Je devais avoir la quarantaine quand nous fûmes invités à l'anniversaire de très bons amis. Assurés de passer une très bonne soirée, nous savions que nous allions retrouver cette bande d'hallucinés hétéroclites que nous croisions ici plusieurs fois par an. Alors que je buvais, dansais et fumais, j'aperçus L. et son épouse, esseulés dans un coin. J'appris par la suite que son épouse était une copine de nos hôtes. Je me rapprochais pour le saluer et finis la soirée en discutant longuement avec lui.
J'avais eu 44 ans et je venais d'être élu président de mon club de foot.
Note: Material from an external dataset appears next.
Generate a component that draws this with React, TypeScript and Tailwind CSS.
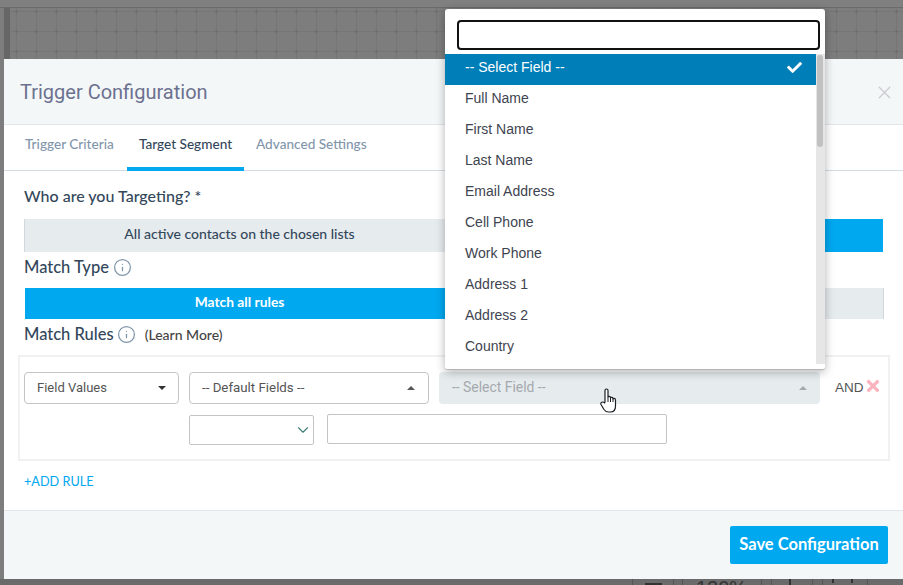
import { ChevronDown, Info, X } from "lucide-react";
import { FaCheck, FaTimes } from "react-icons/fa";

const fields = [
    "Full Name",
    "First Name",
    "Last Name",
    "Email Address",
    "Cell Phone",
    "Work Phone",
    "Address 1",
    "Address 2",
    "Country",
];

function Caret({ up, className }: { up?: boolean; className?: string }) {
    return (
        <svg width="8" height="4" viewBox="0 0 8 4" className={className}>
            <path d={up ? "M0 4 L4 0 L8 4 Z" : "M0 0 L4 4 L8 0 Z"} fill="currentColor" />
        </svg>
    );
}

function HandCursor() {
    return (
        <svg width="18" height="25" viewBox="0 0 18 25" className="absolute left-[600px] top-[388px]">
            <path
                d="M5 14 V2.5 C5 0.5 8 0.5 8 2.5 V9 C8 8 10.5 8 10.5 9.5 V10 C10.5 9 13 9 13 10.5 V11 C13 10 15.5 10 15.5 12 V18 C15.5 21 14 24 10.5 24 H8.5 C6 24 5 23 4 21.5 L1 16.5 C0 14.5 3 13 4.5 15 Z"
                fill="#fff"
                stroke="#1b1f24"
                strokeWidth="1.2"
                strokeLinejoin="round"
            />
            <path d="M8 9 V14 M10.5 10 V14 M13 11 V14" stroke="#1b1f24" strokeWidth="1" fill="none" />
        </svg>
    );
}

function Dropdown() {
    return (
        <div className="absolute left-[445px] top-[9px] w-[380px] h-[361px] bg-white rounded-[3px] border-b border-[#b5b5b5] shadow-[0_2px_10px_rgba(0,0,0,0.3)] overflow-hidden">
            <div className="pl-[12px] pr-[5px] pt-[11px] h-[45px]">
                <input className="block w-[363px] h-[30px] border-2 border-[#111] rounded-[4px] bg-white" />
            </div>
            <div className="flex h-[310px]">
                <ul className="w-[371px] text-[14px] text-[#3e4450] font-['Liberation_Sans',sans-serif]">
                    <li className="flex items-center justify-between h-[31px] pl-[20px] pr-[14px] pb-[4px] bg-[#007eb8] text-white">
                        <span>-- Select Field --</span>
                        <FaCheck size={15} />
                    </li>
                    {fields.map((field) => (
                        <li key={field} className="flex items-center h-[31px] pl-[20px] pb-[4px]">
                            {field}
                        </li>
                    ))}
                </ul>
                <div className="w-[9px] bg-[#e6e6e6]">
                    <div className="mt-[1px] h-[92px] w-[6px] ml-[1px] rounded-[3px] bg-[#c1c1c1]" />
                </div>
            </div>
        </div>
    );
}

export default function App() {
    return (
        <div className="relative w-[903px] h-[585px] overflow-hidden bg-[#7d7d7d] font-['Lato',sans-serif]">
            {/* Dimmed canvas behind the modal */}
            <div className="absolute left-0 top-0 w-full h-[8px] bg-[#808080] border-b border-[#6b6b6b]" />
            <div className="absolute left-[4px] top-[8px] w-[6px] h-[51px] bg-[#666]" />
            <div className="absolute left-[11px] top-[8px] right-0 h-[51px] bg-[radial-gradient(circle,#686868_1px,transparent_1.5px),linear-gradient(#767676_1px,transparent_1px),linear-gradient(90deg,#767676_1px,transparent_1px)] bg-[size:20px_20px] bg-[position:-4.5px_-6.5px,5px_3px,5px_3px]" />
            <div className="absolute left-0 bottom-0 w-full h-[6px] bg-[#6a6a6a] overflow-hidden">
                <span className="absolute left-[696px] top-[-3px] text-[20px] leading-[24px] text-[#333] font-['Liberation_Sans',sans-serif]">120%</span>
                <svg width="903" height="6" className="absolute left-0 top-0">
                    <path d="M632.5 0V6M673.5 0V6M682.5 0V6M761.5 0V6M771.5 0V6M812.5 0V6M822.5 0V6M867.5 0V6" stroke="#555" fill="none" />
                    <path d="M645 5H662M790 0V6M833 0V4M852 0V4" stroke="#333" strokeWidth="2" fill="none" />
                </svg>
            </div>

            {/* Modal */}
            <div className="absolute left-[4px] top-[59px] w-[899px] h-[520px] flex flex-col bg-white">
                <div className="flex items-center justify-between h-[66px] bg-[#f4f7f8] border-b border-[#e3e6e8] pl-[16px] pr-[8px]">
                    <h2 className="text-[20px] text-[#6c7190] font-['Roboto',sans-serif]">Trigger Configuration</h2>
                    <X size={21} strokeWidth={1.5} className="mt-[2px] text-[#c9cccf]" />
                </div>

                <div className="flex h-[46px] border-b border-[#d3dce4] text-[13.6px] font-medium text-[#8296ab]">
                    <div className="flex items-center w-[123px] pl-[21px] pb-[6px]">Trigger Criteria</div>
                    <div className="flex items-center justify-center w-[117px] text-[#33475b] border-b-[4px] border-[#00a8f0] pb-[3px] -mb-[1px]">
                        Target Segment
                    </div>
                    <div className="flex items-center px-[12px] pb-[6px]">Advanced Settings</div>
                </div>

                <div className="flex-1 pl-[20px] pr-[19px] text-[#33475b]">
                    <h3 className="mt-[13px] h-[35px] text-[16px] font-medium leading-[24px]">Who are you Targeting? *</h3>
                    <div className="flex h-[33px] w-[859px] text-[14px] font-medium">
                        <div className="flex-1 flex items-center justify-center pb-[5px] bg-[#e6ebee] border-l border-[#cfd8df]">
                            All active contacts on the chosen lists
                        </div>
                        <div className="flex-1 bg-[#00a8f0]" />
                    </div>
                    <div className="flex items-center gap-[4px] h-[36px] pb-[6px] text-[16.5px] font-medium">
                        Match Type
                        <Info size={19} strokeWidth={1.6} className="text-[#8296ab]" />
                    </div>
                    <div className="flex h-[31px] w-[859px] ml-[1px] text-[13.8px] font-bold">
                        <div className="flex-1 flex items-center justify-center pb-[3px] bg-[#00a8f0] text-white">
                            Match all rules
                        </div>
                        <div className="flex-1 bg-[#e6ebee] border-r border-[#cfd8df]" />
                    </div>
                    <div className="flex items-center h-[37px] pb-[6px] text-[16.5px] font-medium">
                        Match Rules
                        <Info size={19} strokeWidth={1.6} className="ml-[3px] text-[#8296ab]" />
                        <span className="ml-[9px] text-[14px] text-[#444]">(Learn More)</span>
                    </div>

                    {/* Rule box */}
                    <div className="-ml-[6px] -mt-[1px] w-[872px] h-[106px] border-2 border-[#f0f1f2] pl-[4px] pt-[15px] font-['Roboto',sans-serif] text-[13px]">
                        <div className="flex items-start">
                            <div className="flex items-center justify-between w-[155px] h-[32px] pb-[1px] border border-[#c4c4c4] rounded-[4px] pl-[12px] pr-[12px] text-[#555]">
                                Field Values
                                <Caret className="text-[#333]" />
                            </div>
                            <div className="flex items-center justify-between w-[240px] h-[32px] pb-[1px] ml-[10px] border border-[#c4c4c4] rounded-[4px] pl-[12px] pr-[13px] text-[13.3px] text-[#555]">
                                -- Default Fields --
                                <Caret up />
                            </div>
                            <div className="flex items-center justify-between w-[381px] h-[32px] pb-[1px] ml-[10px] bg-[#e6ebee] rounded-[4px] pl-[13px] pr-[13px] text-[13.9px] text-[#a5a9ad]">
                                -- Select Field --
                                <Caret up />
                            </div>
                            <span className="ml-[15px] mt-[6px] text-[13.5px] text-[#555] font-['Liberation_Sans',sans-serif]">AND</span>
                            <FaTimes size={18} className="mt-[5px] text-[#fbb3bd]" />
                        </div>
                        <div className="flex items-start ml-[165px] mt-[10px]">
                            <div className="flex items-center justify-end w-[125px] h-[30px] mt-[1px] border border-[#c4c4c4] rounded-[2px] pr-[1px]">
                                <ChevronDown size={18} strokeWidth={1.5} className="text-[#3f7f76]" />
                            </div>
                            <div className="w-[340px] h-[30px] ml-[13px] border border-[#c4c4c4] rounded-[2px]" />
                        </div>
                    </div>
                    <div className="mt-[11px] text-[12.7px] text-[#00a8f0]">+ADD RULE</div>
                </div>

                <div className="flex items-start justify-end h-[69px] bg-[#f4f7f8] border-t border-[#e3e6e8] pt-[15px] pr-[15px]">
                    <button className="w-[158px] h-[38px] pb-[2px] rounded-[2px] bg-[#00a8f0] text-white text-[16.5px] font-bold">
                        Save Configuration
                    </button>
                </div>
            </div>

            <Dropdown />
            <HandCursor />
        </div>
    );
}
En juin, alors que je venais voir les matches de jeunes un samedi après-midi, quelle ne fut ma surprise de voir L. boire tranquillement un café sur la terrasse de notre club-house. Après discussion, il m'expliqua que son fils avait commencé le foot depuis peu. Quand je lui demandais pourquoi il avait choisi ce club, il me répondit que c'était le club le plus proche de chez lui, chez lui s'avérant être la même rue où habitaient mes beaux-parents.
Vous croyez au hasard, vous ? Moi, pas du tout. Je sais que le monde est petit, particulièrement à Strasbourg. N'empêche que depuis, je surnomme L. "ma chaîne d'ADN". Il est ma deuxième chaîne hélicoïdale, celle qui croise ma route régulièrement et intimement.
Il y a quelques semaines, j'ai recroisé L. chez nos amis. On a à nouveau beaucoup discuté. Il m'a notamment conseillé plusieurs auteurs de romans noirs. J'adore lire mais j'adore aussi passer beaucoup de temps à choisir les livres qui nourriront mon âme. Mais sur ce coup, je n'ai pas hésité et j'ai depuis dévoré tous les livres qu'il m'avait conseillés.
Ces quelques lignes sont le moyen que j'ai retenu pour le remercier. Il ne comprendra rien à tout ça mais ce n'est pas grave, il reste quoi qu'il advienne une part de mon ADN.